Someone forgot to dry/wash/put away the dishes. Again.

I knew we had about two seconds to decide: would this broken glass be an omen, or an opportunity?

Our gaze met. We laughed with recognition.  

This is how it would go for us, the breakers of not one but two Chemex coffee makers. Even when no one's nearby, something fragile would break.

So, who bears the responsibility? The one who left the glass on the counter? The one who failed to lend a hand and place it in the sink?

Or the one needed a drink of water in the first place?

The controller in me doesn't want to hear it, but sometimes responsibility has no one clear owner. 

And sometimes no one in the room is to blame.

The truth is, all the moving, the packing, the changing jobs and finding a new place to lay our heads?

It was pretty rough. 

I'm still losing hair over it, to be honest. 

There was awhile there where all we had was an acceptance letter. An acceptance email, really. 

There were no jobs. No address. No five year plan. We hit the road with all our worldly goods and desperate prayers that everything still unglued would somehow find its way back to something cohesive, something that looked like a new life in California.

When we rolled in to town, we went straight to our friends. Friends who opened their arms wide at the end of their driveway and said "You're here! Let's pop the champagne!" Friends who knew we'd come a long way and we still had a ways to go, but we weren't going to go it alone. 

What relief when grace meets you at the end of your journey. 


To ebb what's breakable, I raise the glass that a loved one hands me and toast to everything I cannot see:

Here's to the visions we nurture and the prayers we pray, that even the broken pieces of life in our new little home would become part of a much bigger and graceful story that, even as I write this, is being made whole. 

California Dreaming

Friends, we moved!

There's been a few months of radio silence here in this little space.  

When I'm in the midst of change, I tend to go quiet. I retract a bit. I hold thoughts closely and whisper where I used to proclaim.

And so, when Aus and I committed to a move that would mean saying goodbye to nine years on the North Shore, I decided to put the blog on the chopping block. Everything about our lives was up in the air there for awhile and I wanted to corral these pixelated words and images and pin them back down to earth.

Well, now that the dust has settled, the blog is making a comeback.

I'm writing from a coffeeshop in Southern California. SoCal! Home of tricked out SUVs, everlasting summers, really bad traffic, and our new nest for the next few years, including that one year when I turn thirty. (!!!)

In July, we packed everything we owned and started a 3,000 mile journey across the continent. Our route took us through the middle of America then dipped through Utah, where we explored canyons and floated down the Colorado River. 

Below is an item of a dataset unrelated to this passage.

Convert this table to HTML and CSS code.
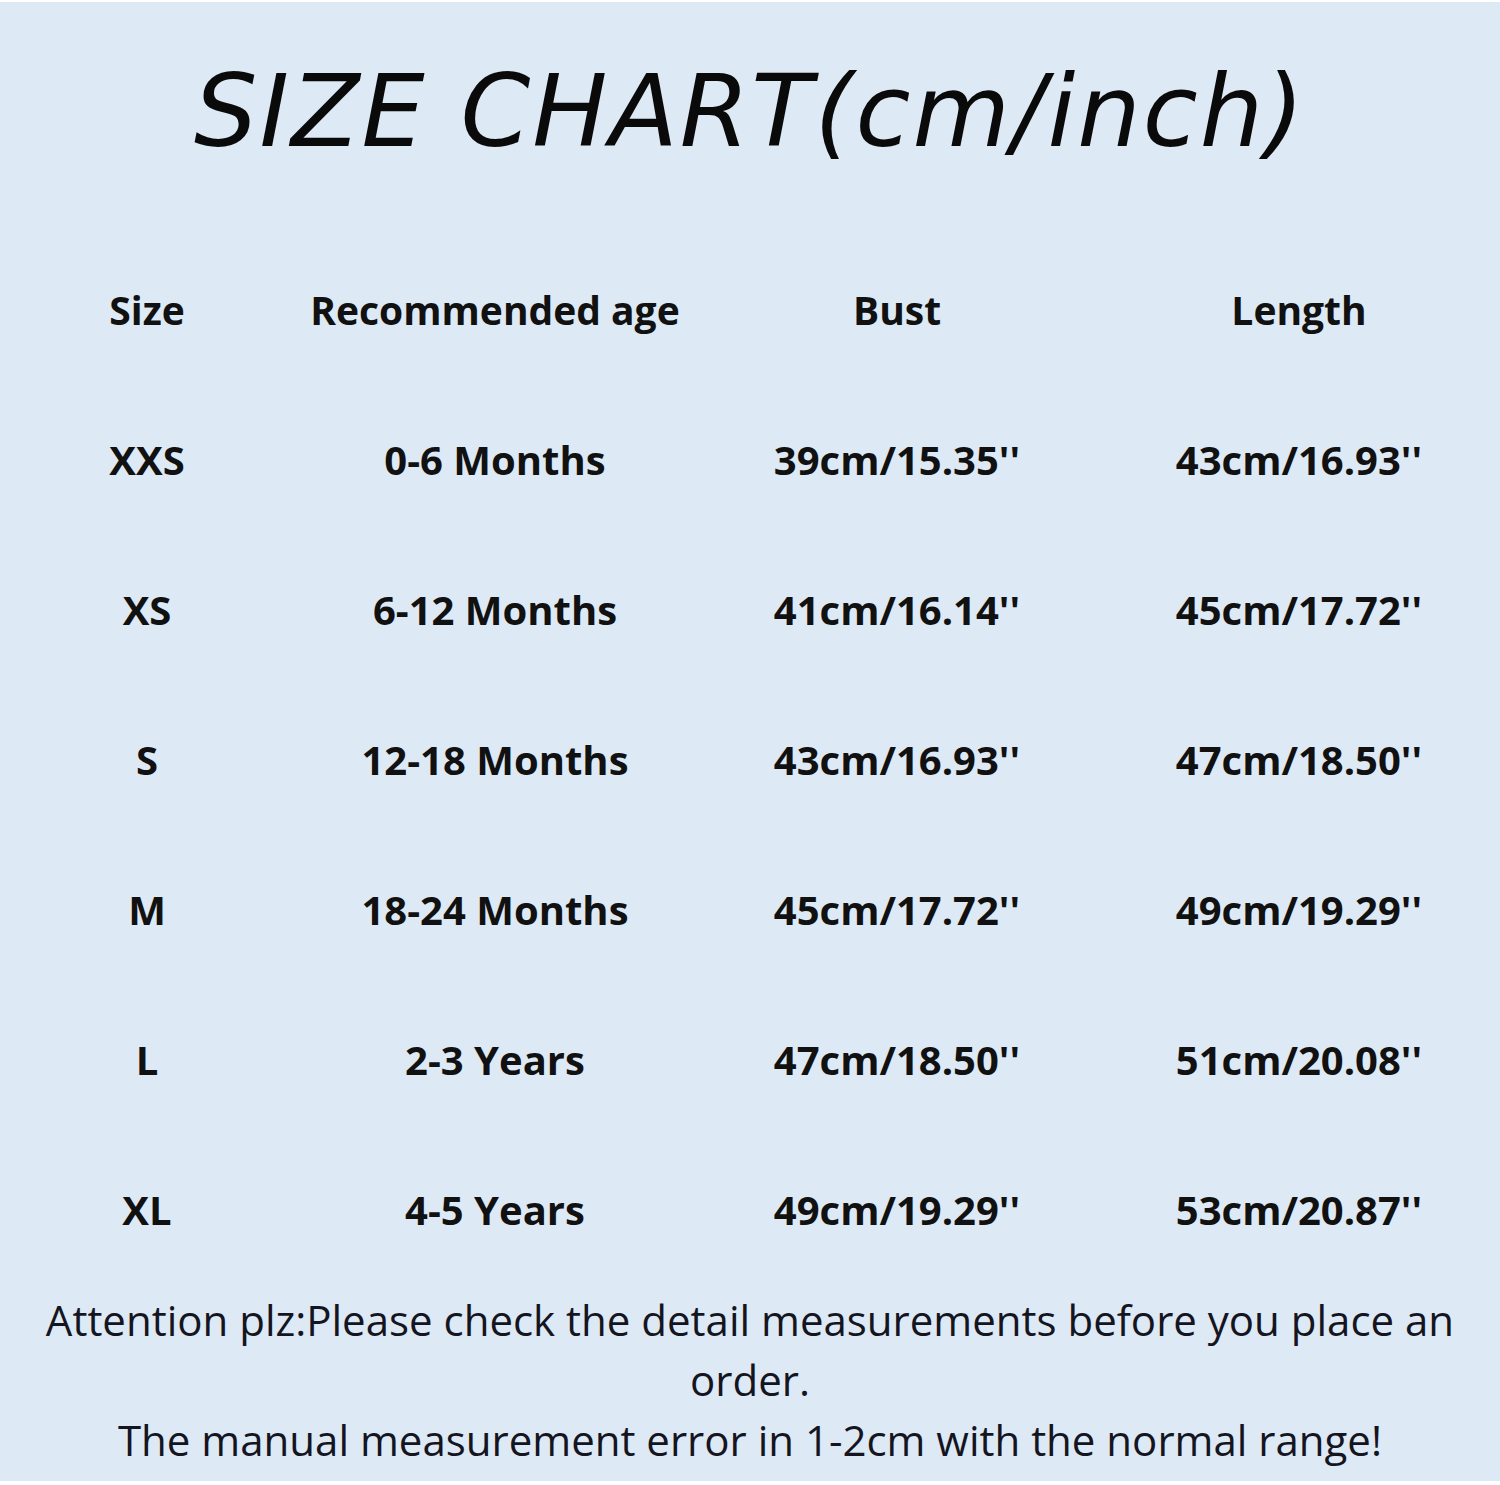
FILE: index.html
```html
<!DOCTYPE html>
<html>
<head>
<meta charset="utf-8">
<link rel="stylesheet" href="styles.css">
</head>
<body>
<div class="page">
  <h1 class="title">SIZE CHART(cm/inch)</h1>
  <div class="chart">
    <div class="row head"><span>Size</span><span>Recommended age</span><span>Bust</span><span>Length</span></div>
    <div class="row"><span>XXS</span><span>0-6 Months</span><span>39cm/15.35''</span><span>43cm/16.93''</span></div>
    <div class="row"><span>XS</span><span>6-12 Months</span><span>41cm/16.14''</span><span>45cm/17.72''</span></div>
    <div class="row"><span>S</span><span>12-18 Months</span><span>43cm/16.93''</span><span>47cm/18.50''</span></div>
    <div class="row"><span>M</span><span>18-24 Months</span><span>45cm/17.72''</span><span>49cm/19.29''</span></div>
    <div class="row"><span>L</span><span>2-3 Years</span><span>47cm/18.50''</span><span>51cm/20.08''</span></div>
    <div class="row"><span>XL</span><span>4-5 Years</span><span>49cm/19.29''</span><span>53cm/20.87''</span></div>
  </div>
  <div class="note">
    <p>Attention plz:Please check the detail measurements before you place an order.</p>
    <p>The manual measurement error in 1-2cm with the normal range!</p>
  </div>
</div>
</body>
</html>
```
FILE: styles.css
```css
html, body {
  margin: 0;
  padding: 0;
  background: #ffffff;
}
.page {
  width: 1500px;
  height: 1479px;
  margin-top: 2px;
  background: #dde9f5;
  display: flex;
  flex-direction: column;
  color: #111;
}
.title {
  margin: 0;
  height: 232px;
  padding-top: 40px;
  box-sizing: border-box;
  text-align: center;
  font-family: "DejaVu Sans", sans-serif;
  font-weight: normal;
  font-style: italic;
  font-size: 100px;
  line-height: 140px;
  letter-spacing: 2px;
  color: #0a0a0a;
}
.chart {
  display: flex;
  flex-direction: column;
}
.row {
  display: grid;
  grid-template-columns: 294px 402px 402px 402px;
  height: 150px;
  align-items: center;
  font-family: "Open Sans", sans-serif;
  font-weight: 700;
  font-size: 40px;
  color: #111;
}
.row span {
  text-align: center;
}
.row.head {
  font-size: 39px;
}
.note {
  margin-top: 6px;
  font-family: "Open Sans", sans-serif;
  font-size: 42px;
  color: #15151f;
  text-align: center;
  padding: 0 30px;
}
.note p {
  margin: 0;
  line-height: 60px;
}
```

When we rolled into town a month later, our car was the most familiar part of the landscape. It weathered hail storms, ran on fumes in the desert, and doubled as a home office when the phone rang for a job interview. 

Once it was unpacked, I allowed myself the first deep breath in weeks. We'd finally made it. 

I think of this blog as a little like our car. It houses a few humble musings and some lessons learned along the way. It's a historical document and a personal journey, and it allows me the space to keep record of the goodness and beauty in life. Regardless of what else may change in the days to come, that's the kind of record I want to remember.

So, here we go y'all.

You ready for a West Coast ride?

Love and Sunshine, 

Lacy Blaine

Found in Utah: other people with our initials, also in love.

Found in Utah: other people with our initials, also in love.